Copy out lines with the word "React" from the material that follows.
————
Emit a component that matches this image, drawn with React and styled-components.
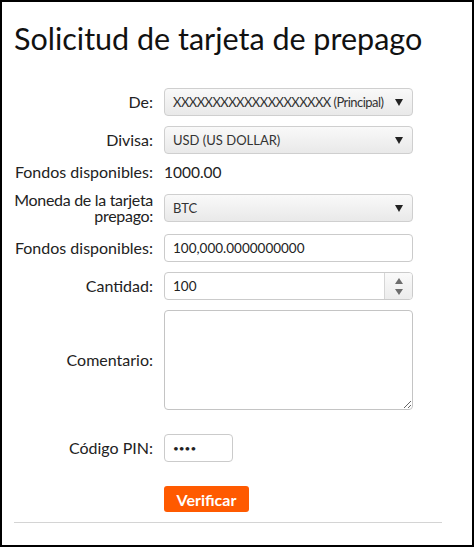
import React from 'react';
import styled, { createGlobalStyle } from 'styled-components';

const GlobalStyle = createGlobalStyle`
  html, body {
    margin: 0;
    padding: 0;
    background: #fff;
  }
  body {
    font-family: Lato, "Open Sans", sans-serif;
    color: #222;
  }
`;

const Page = styled.div`
  box-sizing: border-box;
  width: 474px;
  height: 547px;
  border: 2px solid #000;
`;

const Title = styled.h1`
  margin: 0 0 0 12px;
  padding-top: 18px;
  font-size: 30.5px;
  font-weight: 400;
  color: #111;
  height: 86px;
  box-sizing: border-box;
`;

const Form = styled.form`
  display: flex;
  flex-direction: column;
  padding-left: 6px;
`;

const Row = styled.div`
  display: grid;
  grid-template-columns: 145px 249px;
  column-gap: 11px;
  align-items: center;
  margin-bottom: ${(p) => p.$gap ?? 10}px;
`;

const Label = styled.label`
  text-align: right;
  font-size: 16px;
  line-height: 16px;
  color: #222;
  letter-spacing: ${(p) => (p.$narrow ? '-0.3px' : '0')};
`;

const Value = styled.div`
  font-size: 15.5px;
  line-height: 16px;
  color: #222;
`;

const SelectBox = styled.div`
  box-sizing: border-box;
  height: 28px;
  border: 1px solid #cfcfcf;
  border-radius: 4px;
  background: linear-gradient(#f9f9f9, #e9e9e9);
  display: flex;
  align-items: center;
  padding: 0 9px 0 8px;
  font-size: 13px;
  color: #333;
`;

const SelectText = styled.span`
  flex: 1;
  white-space: nowrap;
  letter-spacing: ${(p) => (p.$tight ? '-0.55px' : '0')};
`;

const Caret = styled.span`
  width: 0;
  height: 0;
  border-left: 4.5px solid transparent;
  border-right: 4.5px solid transparent;
  border-top: 7px solid #222;
  margin-left: 6px;
`;

const Field = styled.div`
  box-sizing: border-box;
  height: 28px;
  width: ${(p) => p.$width || '249px'};
  border: 1px solid #cbcbcb;
  border-radius: 4px;
  background: #fff;
  display: flex;
  align-items: stretch;
  overflow: hidden;
`;

const Input = styled.input`
  flex: 1;
  min-width: 0;
  border: none;
  outline: none;
  padding: 0 8px;
  font-family: Lato, "Open Sans", sans-serif;
  font-size: ${(p) => (p.type === 'password' ? '10px' : '13.5px')};
  color: #222;
  background: transparent;
`;

const Spinner = styled.div`
  width: 27px;
  border-left: 1px solid #d6d6d6;
  background: linear-gradient(#fafafa, #ececec);
  display: flex;
  flex-direction: column;
  align-items: center;
  justify-content: center;
  gap: 5px;
`;

const Arrow = styled.span`
  width: 0;
  height: 0;
  border-left: 4px solid transparent;
  border-right: 4px solid transparent;
  ${(p) =>
    p.$up
      ? 'border-bottom: 6px solid #6d6d6d;'
      : 'border-top: 6px solid #6d6d6d;'}
`;

const TextArea = styled.textarea`
  box-sizing: border-box;
  width: 249px;
  height: 100px;
  border: 1px solid #c4c4c4;
  border-radius: 4px;
  font-family: Lato, "Open Sans", sans-serif;
  font-size: 13px;
  margin: 0;
  padding: 6px 8px;
  display: block;
`;

const Button = styled.button`
  grid-column: 2;
  justify-self: start;
  width: 85px;
  height: 26px;
  border: none;
  border-radius: 3px;
  background: #ff5a00;
  color: #fff;
  font-family: Lato, "Open Sans", sans-serif;
  font-size: 16px;
  font-weight: 700;
  padding: 0;
  cursor: pointer;
`;

const Divider = styled.hr`
  margin: 0 0 0 12px;
  width: 428px;
  border: none;
  border-top: 1px solid #d4d4d4;
`;

const Select = ({ children, tight }) => (
  <SelectBox>
    <SelectText $tight={tight}>{children}</SelectText>
    <Caret />
  </SelectBox>
);

const App = () => (
  <Page>
    <GlobalStyle />
    <Title>Solicitud de tarjeta de prepago</Title>
    <Form onSubmit={(e) => e.preventDefault()}>
      <Row>
        <Label>De:</Label>
        <Select tight>XXXXXXXXXXXXXXXXXXXX (Principal)</Select>
      </Row>
      <Row>
        <Label>Divisa:</Label>
        <Select>USD (US DOLLAR)</Select>
      </Row>
      <Row $gap={12}>
        <Label>Fondos disponibles:</Label>
        <Value>1000.00</Value>
      </Row>
      <Row>
        <Label $narrow>Moneda de la tarjeta prepago:</Label>
        <Select>BTC</Select>
      </Row>
      <Row>
        <Label>Fondos disponibles:</Label>
        <Field>
          <Input defaultValue="100,000.0000000000" />
        </Field>
      </Row>
      <Row>
        <Label>Cantidad:</Label>
        <Field>
          <Input defaultValue="100" />
          <Spinner>
            <Arrow $up />
            <Arrow />
          </Spinner>
        </Field>
      </Row>
      <Row $gap={24}>
        <Label>Comentario:</Label>
        <TextArea />
      </Row>
      <Row $gap={24}>
        <Label>Código PIN:</Label>
        <Field $width="69px">
          <Input type="password" defaultValue="1234" />
        </Field>
      </Row>
      <Row $gap={10}>
        <Button type="submit">Verificar</Button>
      </Row>
    </Form>
    <Divider />
  </Page>
);

export default App;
————
:: FINAL RESULT ::
Emit a component that matches this image, drawn with React and styled-components.
import React from 'react';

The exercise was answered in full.